8.      Modelling by being a good speaker is a sure shot process of persuasion to inspire your young bundles to stand up well to the task. Work on being a non-judgemental parent with a love for language/words/learning/reading.

9.      Behind every confident speaker is a that is well rehearsed and that too ideally minimum 3-14 hrs prior to its delivery. The more they practise their script , the better it is internalised and the outcome is the ability to sound natural and of course a relaxed body language and loads of eye-contact.

1.  Finally it all boils down to ‘STATES’..WHICH IS AN AMALGAMATION OF PICTURES/VISUALS (GOOD OR BAD BOTH) AND THE BODY LANGUAGE!!
If they visualise themselves as faltering , miffed & fearful , paralysingly conscious of the audience , the whole confidence goes for a toss.
Having made aware of the two together and the power of state management (by combining mental images and body language ) , let them visualise (initially a conscious effort though)of the goodness of teh experience , belief in self , and of sharing valuable information with others.
It will definitely put the demons of fear , and incompetence to rest and ensure an empowering state coupled with a body language that spells ‘CONFIDENCE’.

Friday 6 May 2016

8 Psychological Tricks To Get Your Kids To Do Exactly As You Say!


Actions spring out of what we fundamentally desire and the best piece of advice for would –be persuaders (PARENTS in this context )  whether at home , at work or in social circles remains : “ FIRST AROUSE IN OTHER PERSON AN EAGER WANT. HE WHO CAN DO THIS HAS THE WHOLE WORLD WITH HIM.HE WHO CANNOT WALKS A LONELY WAY.” – Harry. A . Overstreet in Illuminating Human Behaviour.

1.     In my experience , Going by the above adage ... the only way to ensure that your kids toe the line is by being reasonable and in touch with some common sense. Consider what is in their for our young ones and letting them know the positive fall outs of it is a sure shot way forward.

2.     Being ecological in your demands and expectations of your kids has never gone wrong. Ecology implies that what you wish for, should have everyone’s interests and a win-win proposition in place. For example  how sticking to schedule would benefit them in growth , learning and performance in studies and overall  development and also  would be a source of sanity and ample free time to attend to other things craving for your attention.

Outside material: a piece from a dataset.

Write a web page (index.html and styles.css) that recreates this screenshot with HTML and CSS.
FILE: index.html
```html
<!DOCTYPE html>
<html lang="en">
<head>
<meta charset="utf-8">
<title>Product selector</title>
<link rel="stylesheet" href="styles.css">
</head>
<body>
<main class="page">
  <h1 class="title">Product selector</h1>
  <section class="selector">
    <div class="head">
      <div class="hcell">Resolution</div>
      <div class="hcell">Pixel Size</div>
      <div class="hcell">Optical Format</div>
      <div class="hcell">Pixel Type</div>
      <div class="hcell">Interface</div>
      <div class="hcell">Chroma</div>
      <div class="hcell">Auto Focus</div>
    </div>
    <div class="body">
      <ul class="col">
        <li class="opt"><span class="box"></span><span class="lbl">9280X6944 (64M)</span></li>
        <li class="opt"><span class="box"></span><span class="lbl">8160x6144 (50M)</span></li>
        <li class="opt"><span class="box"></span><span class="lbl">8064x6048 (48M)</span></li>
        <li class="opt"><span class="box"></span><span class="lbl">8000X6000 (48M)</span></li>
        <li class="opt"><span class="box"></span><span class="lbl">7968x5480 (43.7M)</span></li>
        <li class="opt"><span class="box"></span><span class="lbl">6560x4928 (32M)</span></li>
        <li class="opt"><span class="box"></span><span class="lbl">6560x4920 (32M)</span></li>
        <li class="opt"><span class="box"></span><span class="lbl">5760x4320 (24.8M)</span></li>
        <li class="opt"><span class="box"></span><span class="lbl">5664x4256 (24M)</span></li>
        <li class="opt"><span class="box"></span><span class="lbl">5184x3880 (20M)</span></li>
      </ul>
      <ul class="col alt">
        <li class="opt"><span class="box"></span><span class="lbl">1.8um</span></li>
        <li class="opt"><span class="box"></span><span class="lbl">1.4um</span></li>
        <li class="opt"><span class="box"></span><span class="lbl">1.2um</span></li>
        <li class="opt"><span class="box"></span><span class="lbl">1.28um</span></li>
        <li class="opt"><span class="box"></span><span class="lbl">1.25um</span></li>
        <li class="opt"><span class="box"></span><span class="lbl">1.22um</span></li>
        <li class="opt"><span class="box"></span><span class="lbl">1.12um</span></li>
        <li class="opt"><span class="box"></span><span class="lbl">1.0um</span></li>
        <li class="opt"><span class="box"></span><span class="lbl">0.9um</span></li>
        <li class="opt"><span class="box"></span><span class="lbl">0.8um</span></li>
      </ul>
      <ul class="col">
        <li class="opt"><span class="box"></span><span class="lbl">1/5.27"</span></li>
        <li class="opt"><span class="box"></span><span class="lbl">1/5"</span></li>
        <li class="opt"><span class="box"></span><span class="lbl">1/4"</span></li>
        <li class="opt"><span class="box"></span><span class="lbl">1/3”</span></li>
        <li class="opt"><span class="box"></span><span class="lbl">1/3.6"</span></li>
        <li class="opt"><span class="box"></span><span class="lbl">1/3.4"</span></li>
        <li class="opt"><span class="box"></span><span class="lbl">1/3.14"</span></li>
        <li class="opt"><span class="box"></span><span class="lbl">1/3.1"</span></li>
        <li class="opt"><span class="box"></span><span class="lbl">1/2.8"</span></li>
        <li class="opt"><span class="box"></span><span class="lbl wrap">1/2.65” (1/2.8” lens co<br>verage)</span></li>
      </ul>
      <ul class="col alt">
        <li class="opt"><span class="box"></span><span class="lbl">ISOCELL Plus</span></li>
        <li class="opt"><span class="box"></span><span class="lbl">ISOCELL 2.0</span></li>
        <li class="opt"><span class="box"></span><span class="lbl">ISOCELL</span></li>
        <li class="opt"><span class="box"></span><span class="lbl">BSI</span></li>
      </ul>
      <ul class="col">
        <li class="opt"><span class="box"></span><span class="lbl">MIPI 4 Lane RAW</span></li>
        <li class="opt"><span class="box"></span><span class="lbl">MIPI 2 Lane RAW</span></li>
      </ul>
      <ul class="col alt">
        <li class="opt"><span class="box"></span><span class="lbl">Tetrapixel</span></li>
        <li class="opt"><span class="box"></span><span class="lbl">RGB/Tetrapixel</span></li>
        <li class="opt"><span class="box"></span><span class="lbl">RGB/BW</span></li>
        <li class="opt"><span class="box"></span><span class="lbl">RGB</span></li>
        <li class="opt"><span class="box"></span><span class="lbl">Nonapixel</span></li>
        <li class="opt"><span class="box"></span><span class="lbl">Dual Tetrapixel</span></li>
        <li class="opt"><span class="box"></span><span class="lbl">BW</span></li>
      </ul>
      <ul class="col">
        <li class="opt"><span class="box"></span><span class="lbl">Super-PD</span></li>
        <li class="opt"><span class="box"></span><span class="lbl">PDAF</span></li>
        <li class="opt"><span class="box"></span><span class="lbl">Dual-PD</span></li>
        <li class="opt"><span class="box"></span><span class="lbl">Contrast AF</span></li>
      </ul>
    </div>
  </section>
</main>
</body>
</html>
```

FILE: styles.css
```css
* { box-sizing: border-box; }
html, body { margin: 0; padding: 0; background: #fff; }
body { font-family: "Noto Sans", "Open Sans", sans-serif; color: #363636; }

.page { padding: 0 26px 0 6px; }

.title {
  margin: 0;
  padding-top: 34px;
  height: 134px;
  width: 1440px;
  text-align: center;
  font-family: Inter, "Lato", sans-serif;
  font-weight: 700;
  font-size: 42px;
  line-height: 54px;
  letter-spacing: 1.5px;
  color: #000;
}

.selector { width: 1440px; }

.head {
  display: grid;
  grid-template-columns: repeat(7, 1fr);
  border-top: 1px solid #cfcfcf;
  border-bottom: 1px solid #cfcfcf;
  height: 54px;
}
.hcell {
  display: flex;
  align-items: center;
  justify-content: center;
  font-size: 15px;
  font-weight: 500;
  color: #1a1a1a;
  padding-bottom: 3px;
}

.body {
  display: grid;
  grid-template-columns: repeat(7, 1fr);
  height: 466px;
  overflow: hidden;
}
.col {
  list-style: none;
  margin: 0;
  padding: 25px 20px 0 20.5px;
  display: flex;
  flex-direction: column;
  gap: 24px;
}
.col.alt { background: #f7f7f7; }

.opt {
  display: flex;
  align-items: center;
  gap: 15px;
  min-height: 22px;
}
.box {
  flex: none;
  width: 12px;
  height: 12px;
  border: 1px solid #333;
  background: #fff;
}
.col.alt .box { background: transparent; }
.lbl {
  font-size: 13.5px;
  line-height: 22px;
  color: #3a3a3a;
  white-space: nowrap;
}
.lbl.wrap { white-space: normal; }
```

3.     Giving orders / sermons / Do not argue types statements are bound to have an antagonistic effect on the kids and their listening to your well meaning preaching. Instead try to give options / choices a preference and keep the channels of synergy  , communication and compliance open. This makes them feel that he is party to the decision making and not merely complying under threat or compulsion.

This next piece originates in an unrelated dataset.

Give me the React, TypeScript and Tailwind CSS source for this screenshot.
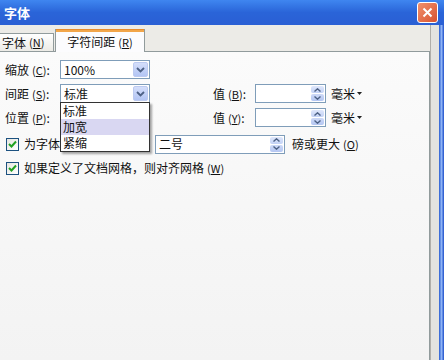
import React from "react";

const font = { fontFamily: '"Noto Sans CJK SC", "Noto Sans", sans-serif' };

function U({ c }: { c: string }) {
  return (
    <span className="text-[11px] ml-[3px]">
      (<span className="underline">{c}</span>)
    </span>
  );
}

function Chevron({ up }: { up?: boolean }) {
  return (
    <svg width="7" height="4" viewBox="0 0 7 4">
      <path
        d={up ? "M0.5 3.5 L3.5 0.8 L6.5 3.5" : "M0.5 0.5 L3.5 3.2 L6.5 0.5"}
        fill="none"
        stroke="#4d6185"
        strokeWidth="1.4"
      />
    </svg>
  );
}

function Combo({ value, w }: { value: string; w: string }) {
  return (
    <div className={`${w} h-[19px] border border-[#7f9db9] bg-white flex items-center pl-[3px] pr-[1px]`}>
      <span className="flex-1 text-[12px] leading-none text-[#111]">{value}</span>
      <div className="w-[15px] h-[15px] rounded-[2px] bg-gradient-to-b from-[#d4defa] to-[#b3c5f4] border border-[#bccaf0] flex items-center justify-center">
        <svg width="9" height="6" viewBox="0 0 9 6">
          <path d="M1 1 L4.5 4.5 L8 1" fill="none" stroke="#4d6185" strokeWidth="1.8" />
        </svg>
      </div>
    </div>
  );
}

function Spin({ value, w }: { value?: string; w: string }) {
  return (
    <div className={`${w} h-[19px] border border-[#7f9db9] bg-white flex items-center pl-[3px] pr-[1px]`}>
      <span className="flex-1 text-[12px] leading-none text-[#111]">{value}</span>
      <div className="w-[13px] h-[15px] flex flex-col gap-[1px]">
        <div className="flex-1 rounded-[2px] bg-gradient-to-b from-[#dfe7fb] to-[#c2d1f5] flex items-center justify-center">
          <Chevron up />
        </div>
        <div className="flex-1 rounded-[2px] bg-gradient-to-b from-[#cdd9f7] to-[#b4c6f2] flex items-center justify-center">
          <Chevron />
        </div>
      </div>
    </div>
  );
}

function Check() {
  return (
    <div className="w-[13px] h-[13px] border border-[#1c5180] bg-gradient-to-br from-[#e6e6e0] to-white flex items-center justify-center">
      <svg width="9" height="8" viewBox="0 0 9 8">
        <path d="M1 4 L3.5 6.5 L8 1.5" fill="none" stroke="#21a121" strokeWidth="2" />
      </svg>
    </div>
  );
}

function Unit() {
  return (
    <span className="flex items-center gap-[2px] text-[12px] text-[#111]">
      毫米
      <svg width="5" height="3" viewBox="0 0 5 3">
        <path d="M0 0 L5 0 L2.5 3 Z" fill="#222" />
      </svg>
    </span>
  );
}

export default function App() {
  return (
    <div className="w-[444px] h-[360px] overflow-hidden flex flex-col bg-[#0a4fd6]" style={font}>
      {/* Title bar */}
      <div className="h-[25px] shrink-0 flex items-center justify-between pl-[4px] pr-[6px] bg-gradient-to-b from-[#3f86f0] via-[#2a64d8] to-[#2a5fd4]">
        <span className="text-white font-bold text-[13px] leading-none">字体</span>
        <div className="w-[21px] h-[21px] rounded-[3px] border border-white bg-gradient-to-br from-[#f0906c] to-[#d8512e] flex items-center justify-center">
          <svg width="11" height="11" viewBox="0 0 11 11">
            <path d="M1.5 1.5 L9.5 9.5 M9.5 1.5 L1.5 9.5" stroke="white" strokeWidth="2" />
          </svg>
        </div>
      </div>
      {/* Body */}
      <div className="flex-1 flex">
        <div className="flex-1 bg-[#ecebe7] flex flex-col pt-[4px]">
          {/* Tabs */}
          <div className="h-[22px] flex items-end relative z-10">
            <div className="w-[54px] h-[18px] border border-[#919b9c] border-l-0 border-b-0 bg-gradient-to-b from-white to-[#ecebe6] flex items-center pl-[2px] text-[12px] text-[#111]">
              字体<U c="N" />
            </div>
            <div className="w-[90px] h-[23px] -mb-[1px] ml-[1px] border-x border-[#919b9c] bg-[#fcfcfe] flex flex-col">
              <div className="h-[3px] bg-[#f2a64a] border-t border-[#e68b2c]" />
              <div className="flex-1 flex items-center justify-center text-[12px] text-[#111]">
                字符间距<U c="R" />
              </div>
            </div>
          </div>
          {/* Panel */}
          <div className="flex-1 w-[430px] border-t border-r border-[#919b9c] bg-gradient-to-b from-[#fbfbfb] to-[#f3f3f3] relative pt-[8px] text-[12px] text-[#111]">
            <div className="flex flex-col">
              <div className="h-[19px] flex items-center">
                <span className="w-[60px] pl-[5px]">缩放<U c="C" />:</span>
                <Combo value="100%" w="w-[90px]" />
              </div>
              <div className="h-[19px] mt-[5px] flex items-center">
                <span className="w-[60px] pl-[5px]">间距<U c="S" />:</span>
                <Combo value="标准" w="w-[90px]" />
                <span className="ml-[63px] w-[42px]">值<U c="B" />:</span>
                <Spin w="w-[71px]" />
                <span className="ml-[5px]"><Unit /></span>
              </div>
              <div className="h-[19px] mt-[5px] flex items-center">
                <span className="w-[60px] pl-[5px]">位置<U c="P" />:</span>
                <Combo value="" w="w-[90px]" />
                <span className="ml-[63px] w-[42px]">值<U c="Y" />:</span>
                <Spin w="w-[71px]" />
                <span className="ml-[5px]"><Unit /></span>
              </div>
              <div className="h-[20px] mt-[7px] flex items-center">
                <span className="pl-[6px] w-[155px] flex items-center gap-[5px] whitespace-nowrap overflow-hidden">
                  <Check />
                  为字体
                </span>
                <Spin value="二号" w="w-[130px]" />
                <span className="ml-[7px]">磅或更大<U c="O" /></span>
              </div>
              <div className="h-[14px] mt-[7px] flex items-center pl-[6px] gap-[5px]">
                <Check />
                <span>如果定义了文档网格，则对齐网格<U c="W" /></span>
              </div>
            </div>
            {/* Dropdown list */}
            <div className="absolute left-[60px] top-[50px] w-[90px] border border-[#333] bg-white shadow-[2px_2px_2px_rgba(0,0,0,0.35)] flex flex-col">
              <div className="h-[16px] pl-[2px] flex items-center">标准</div>
              <div className="h-[16px] pl-[2px] flex items-center bg-[#d9d7f2]">加宽</div>
              <div className="h-[16px] pl-[2px] flex items-center">紧缩</div>
            </div>
          </div>
        </div>
        <div className="w-[9px] bg-[#e4e3e0] border-l border-[#b0aeaa]" />
        <div className="w-[5px] bg-gradient-to-r from-[#2a5bd0] via-[#8fb3f5] to-[#1f4cc8]" />
      </div>
    </div>
  );
}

4.     Accept the fact that given the kind of exposure  , today’s kids are a leader’s mindset. Let’s be mindful of the gap that exists today as we were particularly a follower’s mindset. This will keep your demands from your kids in a balanced perspective. It will help them  develop critical thinking and discussion temperament as the modern day skills.

5.     Kid’s map of things , situations , and people is pretty small and thus quite intense. So getting them  to do what you want might involve loads of shifting gears and discussions. Let’s get into  the  process of adopting varied perception by stepping into their shoes or better still by being a fly on the wall to view their resistance from a dissociated viewpoint. Believe me It will give you an unbiased overview of the situation and promote greater empathy for your kids. Needless to say , once this is practised there’s no stopping form here for your kids to comply with what you desire.

6.     One important aspect to remember whether we deal with kids or adults is as to how what you want is going to be beneficial for them and would be of  help  in the long run. They are so in love with themselves and with the pay-offs of their little / habitual (at times mindless) reflexes that by simply knowing what is in it for them  is often their primary focus in doing what you want them to do.

7.     Using Influence or Strategy is much more a workable solution while manipulation / tactics / tricks are only having feet of sand. Tricks remain a dirty word. You may trick your kids a couple of times into doing what you want but at the expense of loosing your long term credibility! Big price –whoa!!

8.     Finally , asking yourself “ How can I make my child to do it? “ This simple exercise will let lose the reins of your subconscious mind to more influence based ways for the same. I twill unleash ways to create the “Eager Want “in your child and the magic would never cease to exist.